God used a mother’s faith, another woman’s natural compassion for children, and the quick-wittedness of a little girl, who suggested ‘a nurse of the Hebrew women to nurse the child’ for Pharoah’s daughter. ‘And the maid went and called the child’s mother’. As the son of Pharoah’s daughter, Moses would become ‘learned in all the wisdom of the Egyptians and mighty in words and in deeds’. We learn of that wisdom from the monuments and relics of Egyptian civilisation which has been unearthed for us, bearing testimony to their achievements in building and architecture, pottery, painting, sculpture, music, anatomy, medicine, law, astronomy and other branches of human knowledge. It was the Egyptians who first engaged in boat building. The opportunities for Moses were without limit, and the wealth of Egypt was to lie within his grasp if he so desired it. The Bible says, ‘all the wisdom of the Egyptians’, Acts 7. 22.

But there were things he could not learn from Egypt. It was his mother, who, as he became old enough to understand, would have taught him about God, and ‘his brethren’, God’s people. It was she who nurtured him in the Lord, who set before him the way of life so that ‘when he came to years’, he chose ‘rather to suffer affliction with the people of God, than to enjoy the pleasures of sin for a season, esteeming the reproach of Christ greater riches than the treasures of Egypt, for he had respect unto the recompense of the reward’, Heb. 11. 24-26. Moses’ father’s God became his God too, Exod. 18. 4. We may be sure that both Amram and Jochabed were as one in their saving of Moses, and his subsequent spiritual development, Acts 7. 20; Heb. 11. 23.

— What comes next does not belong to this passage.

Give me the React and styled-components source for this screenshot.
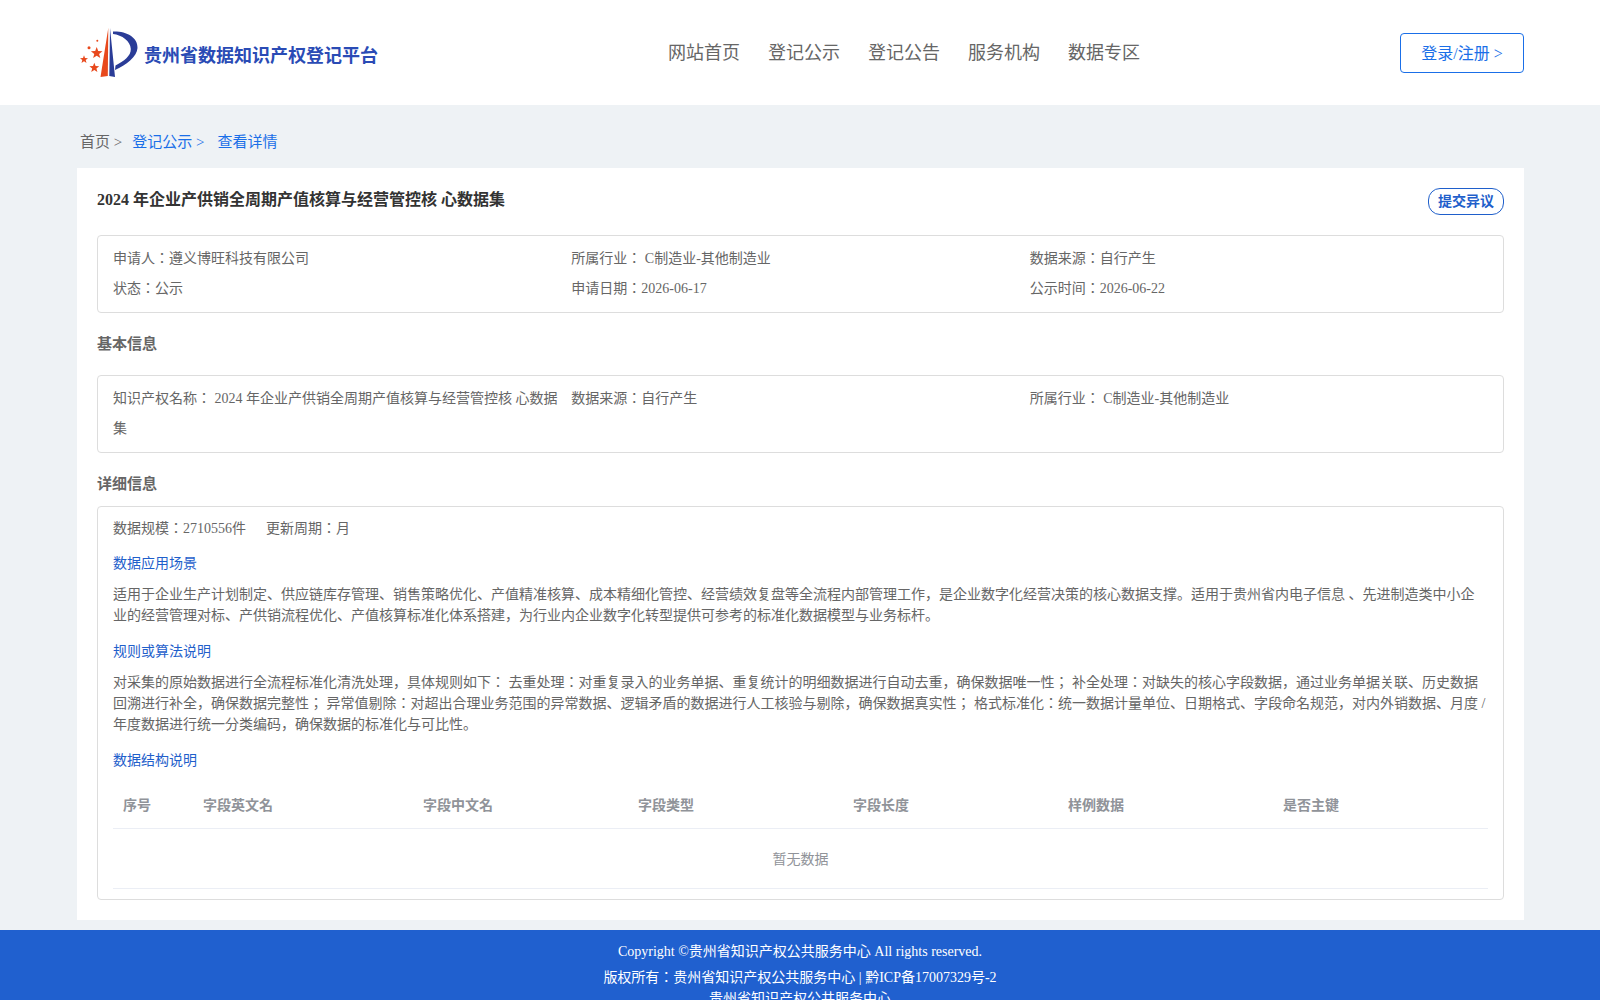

Every child who grows up without the knowledge of God, and what are loosely defined as ‘moral standards’, testifies to the importance in every generation of Christian mothers properly nurturing their precious charges. The words of the Egyptian princess to Jochabed remind us of the charge that is given to every Christian mother, ‘Take this child away, and nurse it for me’. God still speaks to every mother today in the words of that Egyptian princess. And God, as He often does, adds His bonus, ‘and I will give thee thy wages’. ‘Them that honour me I will honour’, 1 Sam. 2. 30. Moses’ mother would have been content, overjoyed, to look after her son without payment, but God is no man’s debtor and will give freely what will be received in faith. It pleased Him that she should be paid as well.

Moses is one of the most influential men in all human history, and has a specially honourable place in the roll of God’s servants. Remember, God sets great store upon the calling of mothers and takes special notice of them, 1 Tim. 2. 15; 5. 10.

‘O happy home where little ones are given
Early to Thee, in humble faith and prayer,
To Thee their Friend, who from the heights of heaven
Guides them, and guard’st them with more than mother’s care'

Karl Spitta

‘Lo, children are an heritage of the Lord: and the fruit of the womb is his reward’, Ps. 127. 3.